Buda lo miró y dijo:
“¡Suéltalo!”.
El hombre no podía
creer que se le ordenara dejar caer las flores al suelo. Pero entonces se le
ocurrió que probablemente se le estaba insinuando que soltara las flores que
llevaba en su mano izquierda, porque ofrecer algo con la mano izquierda se
consideraba de mala suerte y como una descortesía. De modo que soltó las flores
que sostenía en su mano izquierda.
Pero Buda volvió a
decir: “¡Suéltalo!”.
Esta vez dejó caer
todas las flores y se quedó con las manos vacías delante de Buda, que,
sonriendo, repitió: “¡Suéltalo!”.
Totalmente confuso, el
hombre preguntó: “¿Qué se supone que debo soltar?”.
“No las flores, hijo,
sino al que las traía”, respondió Buda.
Ese
aferrarnos con manos crispadas a nuestro propio “protagonismo” (disimulado tras
la “ofrenda de flores”), en nuestro caminar hacia Dios requiere ser abandonado
a favor de un “ni siquiera atrevernos a
alzar los ojos” y en pos de reconocernos
“pecadores” necesitados de la Misericordia de Dios.
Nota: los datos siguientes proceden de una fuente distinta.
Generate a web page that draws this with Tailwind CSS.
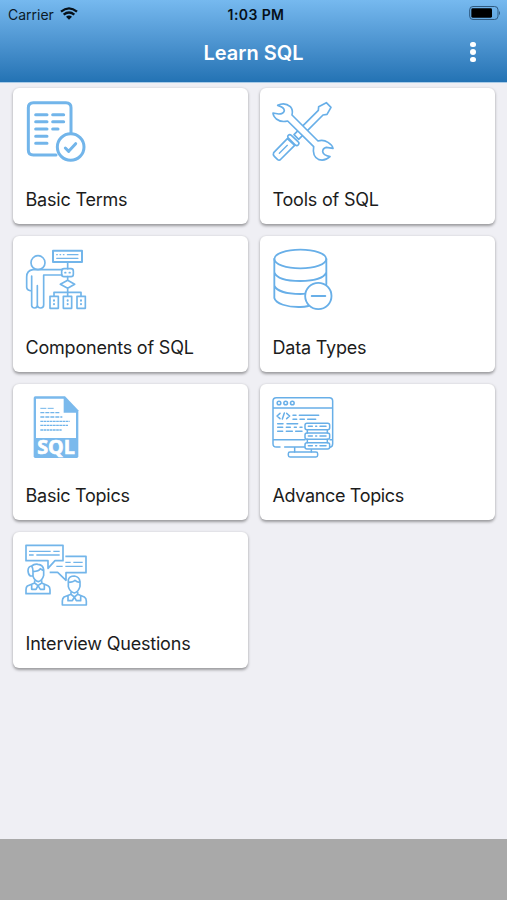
<!DOCTYPE html>
<html lang="en">

<head>
    <meta charset="UTF-8" />
    <meta name="viewport" content="width=device-width, initial-scale=1.0" />
    <title>Learn SQL</title>
    <script src="https://cdn.jsdelivr.net/npm/@tailwindcss/browser@4"></script>
</head>

<body class="flex h-screen flex-col overflow-hidden bg-[#efeff4] font-['Inter','Liberation_Sans',sans-serif] text-[#1c1c1c]">
    <!-- Header -->
    <header class="h-[83px] shrink-0 border-b border-[#a9cbe7] bg-linear-to-b from-[#76b9ef] to-[#2373b4]">
        <!-- Status bar -->
        <div class="grid h-7 grid-cols-3 items-center pr-[6px] pl-2 text-[#0b1a28]">
            <div class="flex items-center gap-[6px]">
                <span class="pt-px text-[14px] leading-none">Carrier</span>
                <svg class="mb-[2px] h-[13px] w-[18px]" viewBox="0 0 54 39" fill="none" stroke="#061019" stroke-width="7">
                    <path d="M3 14Q27 -6 51 14" />
                    <path d="M11 23Q27 10 43 23" />
                    <path d="M18 29Q27 22 36 29L27 38Z" fill="#061019" stroke="none" />
                </svg>
            </div>
            <span class="pt-px pl-[3px] text-center text-[14px] leading-none font-semibold tracking-[0.4px] whitespace-nowrap text-[#061019]">1:03 PM</span>
            <svg class="mb-[2px] h-[14px] w-[32px] justify-self-end" viewBox="0 0 96 42">
                <rect x="2" y="1.500" width="85" height="39" rx="10" fill="none" stroke="#2f5a80" stroke-width="3" />
                <rect x="7" y="7" width="62" height="28" rx="4" fill="#000" />
                <path d="M90 14Q96 21 90 28Z" fill="#2f5a80" />
            </svg>
        </div>
        <!-- Title bar -->
        <div class="grid h-12 grid-cols-[1fr_auto_1fr] items-center">
            <h1 class="col-start-2 pt-px text-[20px] font-semibold text-white">Learn SQL</h1>
            <button class="mr-[31.500px] flex flex-col gap-[2px] justify-self-end" aria-label="Menu">
                <span class="size-[5.5px] rounded-full bg-white"></span>
                <span class="size-[5.5px] rounded-full bg-white"></span>
                <span class="size-[5.5px] rounded-full bg-white"></span>
            </button>
        </div>
    </header>

    <!-- Topics -->
    <main class="grid flex-1 auto-rows-[136px] grid-cols-2 content-start gap-3 pt-[5px] pr-3 pl-[13px]">
        <div class="flex flex-col justify-between rounded-md bg-white pt-[11px] pb-[11px] pl-[11px] shadow-[0_1.500px_3px_rgba(0,0,0,0.36)]">
            <svg class="size-16" viewBox="48 33 192 192" fill="none" stroke="#72b5ea" stroke-width="9" stroke-linecap="round" stroke-linejoin="round">
                <path d="M144 201H76Q61 201 61 186V59Q61 44 76 44H174Q189 44 189 59V136" />
                <path d="M83 80H117M134 80H167M83 101H117M134 101H167M83 123H117M134 123H150M83 145H117M83 166H117" />
                <circle cx="188" cy="177" r="40" />
                <path d="M172 180L182 190L203 167" />
            </svg>
            <span class="pl-[1.500px] text-[18px] leading-[26px] tracking-[-0.2px]">Basic Terms</span>
        </div>

        <div class="flex flex-col justify-between rounded-md bg-white pt-[11px] pb-[11px] pl-[11px] shadow-[0_1.500px_3px_rgba(0,0,0,0.36)]">
            <svg class="size-16" viewBox="45 33 192 192" fill="#fff" stroke="#68afe8" stroke-width="5" stroke-linecap="round" stroke-linejoin="round">
                <!-- screwdriver -->
                <path d="M114 140L187 67L188 56L211 44L225 58L213 79L201 81L128 154Z" />
                <path d="M94 152L53 194Q50 200 55 205L65 215Q70 219 75 213L116 172Z" />
                <path d="M97 142Q93 147 98 151L118 171Q123 175 127 170Q131 165 126 161L106 142Q101 138 97 142Z" />
                <path d="M70 196L94 172" stroke-width="4" />
                <!-- wrench -->
                <path d="M65 52Q86 41 103 56Q112 66 108 81L186 159Q202 154 216 163Q229 171 231 181L211 178Q200 181 200 191Q202 202 222 206Q207 220 189 215Q168 207 173 176L95 99Q75 104 61 93Q51 83 51 75L68 78Q82 78 85 68Q85 58 65 52Z" />
            </svg>
            <span class="pl-[1.500px] text-[18px] leading-[26px] tracking-[-0.2px]">Tools of SQL</span>
        </div>

        <div class="flex flex-col justify-between rounded-md bg-white pt-[11px] pb-[11px] pl-[11px] shadow-[0_1.500px_3px_rgba(0,0,0,0.36)]">
            <svg class="size-16" viewBox="48 33 192 192" fill="none" stroke="#72b5ea" stroke-width="5" stroke-linecap="round" stroke-linejoin="round">
                <!-- presenter -->
                <circle cx="90" cy="80" r="21" />
                <path d="M162 101H75Q56 103 56 123V154Q57 163 71 165V209Q72 216 80 216Q88 216 88 208V149M88 208Q90 216 98 216Q107 216 107 207V117H162M71 120V165" />
                <rect x="161" y="98" width="35" height="24" rx="7" />
                <path d="M171 110H173M184 110H186" />
                <!-- chart -->
                <rect x="135" y="44" width="87" height="34" stroke-width="6" />
                <path d="M179 80V98M179 122V133M179 157V180M138 180V169H219V180M179 133L200 145L179 157L157 145Z" />
                <path d="M146 56H148M156 56H158M166 56H168M178 56H210M146 67H210" stroke-width="3.500" />
                <rect x="126" y="181" width="25" height="36" />
                <rect x="166" y="181" width="25" height="36" />
                <rect x="207" y="181" width="25" height="36" />
                <path d="M138 193V194M138 204V205M179 193V194M179 204V205M219 193V194M219 204V205" stroke-width="6" />
            </svg>
            <span class="pl-[1.500px] text-[18px] leading-[26px] tracking-[-0.2px]">Components of SQL</span>
        </div>

        <div class="flex flex-col justify-between rounded-md bg-white pt-[11px] pb-[11px] pl-[11px] shadow-[0_1.500px_3px_rgba(0,0,0,0.36)]">
            <svg class="size-16" viewBox="45 33 192 192" fill="none" stroke="#68afe8" stroke-width="5.500" stroke-linecap="round">
                <ellipse cx="133" cy="69" rx="78" ry="28" />
                <path d="M55 69V186C59 203 94 214 133 213Q146 213 157 210M211 69V145M55 109C62 127 95 135 133 135S205 127 211 109M55 149C62 166 95 174 133 174Q142 174 149 173" />
                <circle cx="187" cy="180" r="39.500" fill="#fff" />
                <path d="M167 180H208" />
            </svg>
            <span class="pl-[1.500px] text-[18px] leading-[26px] tracking-[-0.2px]">Data Types</span>
        </div>

        <div class="flex flex-col justify-between rounded-md bg-white pt-[11px] pb-[11px] pl-[11px] shadow-[0_1.500px_3px_rgba(0,0,0,0.36)]">
            <svg class="size-16" viewBox="48 33 192 192" fill="none" stroke="#72b5ea">
                <path d="M82 37H171L211 79V217Q211 222 206 222H82Q77 222 77 217V42Q77 37 82 37Z" fill="#7ab9ec" stroke="none" />
                <path d="M84 44H167V86H204V162H84Z" fill="#fff" stroke="none" />
                <path d="M97 73H139" stroke-width="3" stroke-dasharray="18 4" />
                <path d="M97 86H154" stroke-width="4" stroke-dasharray="12 3" />
                <path d="M97 99H163" stroke-width="4" stroke-dasharray="12 3" />
                <path d="M97 112H185M97 124H180M97 138H161" stroke-width="4" stroke-dasharray="8 1.500" />
                <text x="144" y="211" text-anchor="middle" textLength="113" lengthAdjust="spacingAndGlyphs" font-family="Open Sans, sans-serif" font-size="59" font-weight="700" fill="#fff" stroke="#fff" stroke-width="2">SQL</text>
            </svg>
            <span class="pl-[1.500px] text-[18px] leading-[26px] tracking-[-0.25px]">Basic Topics</span>
        </div>

        <div class="flex flex-col justify-between rounded-md bg-white pt-[11px] pb-[11px] pl-[11px] shadow-[0_1.500px_3px_rgba(0,0,0,0.36)]">
            <svg class="size-16" viewBox="45 33 192 192" fill="none" stroke="#68afe8" stroke-width="4.500" stroke-linecap="round" stroke-linejoin="round">
                <!-- monitor -->
                <path d="M72 189H61Q51 189 51 179V51Q51 41 61 41H220Q230 41 230 51V179Q230 188 222 190M86 189H147M51 72H230M51 167H147M222 167H230M116 190V204M166 197V204" />
                <rect x="97" y="204" width="88" height="15" rx="5" />
                <circle cx="69" cy="57" r="5.500" />
                <circle cx="89" cy="57" r="5.500" />
                <circle cx="109" cy="57" r="5.500" />
                <!-- code -->
                <path d="M72 88L63 96L72 104M92 88L101 96L92 104M85 87L79 105" />
                <path d="M111 94H120M130 94H188M111 106H122M132 106H145M155 106H179M65 119H81M93 119H125M65 130H80M91 130H103M115 130H121M132 130H138M65 142H80M91 142H109M119 142H138" />
                <!-- servers -->
                <rect x="147" y="118" width="74" height="19" rx="6" fill="#fff" />
                <rect x="147" y="147" width="74" height="19" rx="6" fill="#fff" />
                <rect x="147" y="176" width="74" height="19" rx="6" fill="#fff" />
                <path d="M154 137V147M214 137V147M154 166V176M214 166V176M157 127H169M179 127H182M192 127H210M157 156H169M179 156H182M192 156H210M157 185H169M179 185H182M192 185H210" />
            </svg>
            <span class="pl-[1.500px] text-[18px] leading-[26px] tracking-[-0.35px]">Advance Topics</span>
        </div>

        <div class="flex flex-col justify-between rounded-md bg-white pt-[11px] pb-[11px] pl-[11px] shadow-[0_1.500px_3px_rgba(0,0,0,0.36)]">
            <svg class="size-16" viewBox="48 33 192 192" fill="none" stroke="#72b5ea" stroke-width="5" stroke-linejoin="round">
                <!-- speech bubbles -->
                <path d="M54 40H165V86H141L120 109V86H54Z" />
                <path d="M172 73H234V122H174V145L149 121H125" />
                <path d="M63 58H128M136 58H155M63 69H77M85 69H155M172 91H188M196 91H224M145 103H164M172 103H224" stroke-width="4" />
                <!-- interviewer -->
                <path d="M73 132H67Q60 128 60 115Q61 103 71 102Q79 95 90 97Q105 98 107 113V130Q103 146 91 149Q80 147 75 133V119Q93 118 97 110L107 116M71 102Q75 108 75 119" />
                <path d="M80 145V153L58 162Q54 165 54 173V185H126V173Q126 164 120 161L101 153V145M71 157V172H84L90 161L97 172H109V157M80 153L90 161L101 153" />
                <!-- candidate -->
                <path d="M181 151V143Q184 132 199 132Q214 134 216 149V163Q212 179 199 183Q185 180 181 164V151Q196 151 201 145Q206 150 216 151" />
                <path d="M189 179V187L168 195Q163 199 163 207V219H235V207Q235 199 229 195L209 187V179M180 191V206H193L199 195L205 206H218V191M189 187L199 195L209 187" />
            </svg>
            <span class="pl-[1.500px] text-[18px] leading-[26px] tracking-[-0.2px]">Interview Questions</span>
        </div>
    </main>

    <!-- Bottom banner -->
    <footer class="h-[61px] shrink-0 bg-[#a9a9a9]"></footer>
</body>

</html>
Al “abandono” en sus
Manos, en su Justicia-Ilimitada- Bondad-Incomparable, que es tan Amplia que no
se deja ganar y que no puede ser derrotada – pero si puede ser bloqueada por la
arrogancia.
«El
hombre debe vivir buscando el Reino de Dios y su Justicia… Para vivirla es
necesario aprender a aceptar ser pobres; aprender, de hecho, a negarnos lo
superfluo; vigilar para que no surjan en nosotros deseos suscitados desde fuera
y aprender a rechazar esas solicitaciones continuas y acosadoras. Es necesario
violentarse contra la violencia de la publicidad, contra el poder opresor del
capital que me fuerza a servirlo lisonjeándome con calidades, colores, sonidos
y voces. Metidos en el bosque embrujado, seguiremos irremediablemente alienados
si no nos libera una profunda concentración y una violenta fidelidad a nuestro
existir de cristianos y de hombres del Reino.»
No
sólo hay que orar sin desanimarse, continuamente, perseverantemente; sino que,
debemos revestirnos de humildad, de un espíritu sencillo, con el alma
verdaderamente puesta de rodillas, figura de abajamiento que en el texto evangélico
se plasma con los golpes de pecho, signo corpóreo de reconocimiento de nuestra
“nada” que Dios alzará y dignificará en consonancia con El Amor de los Amores.
Nada de arrogancias y complejos de superioridad, nada de altanería, de
petulancia, de insolencia, no pensarnos propietarios de la salvación, sus
detentadores y monopolizadores. “Sólo somos siervos que hacemos lo que tenemos
que hacer” y que Dios nos de la gracia de poderlo llevar a cabo.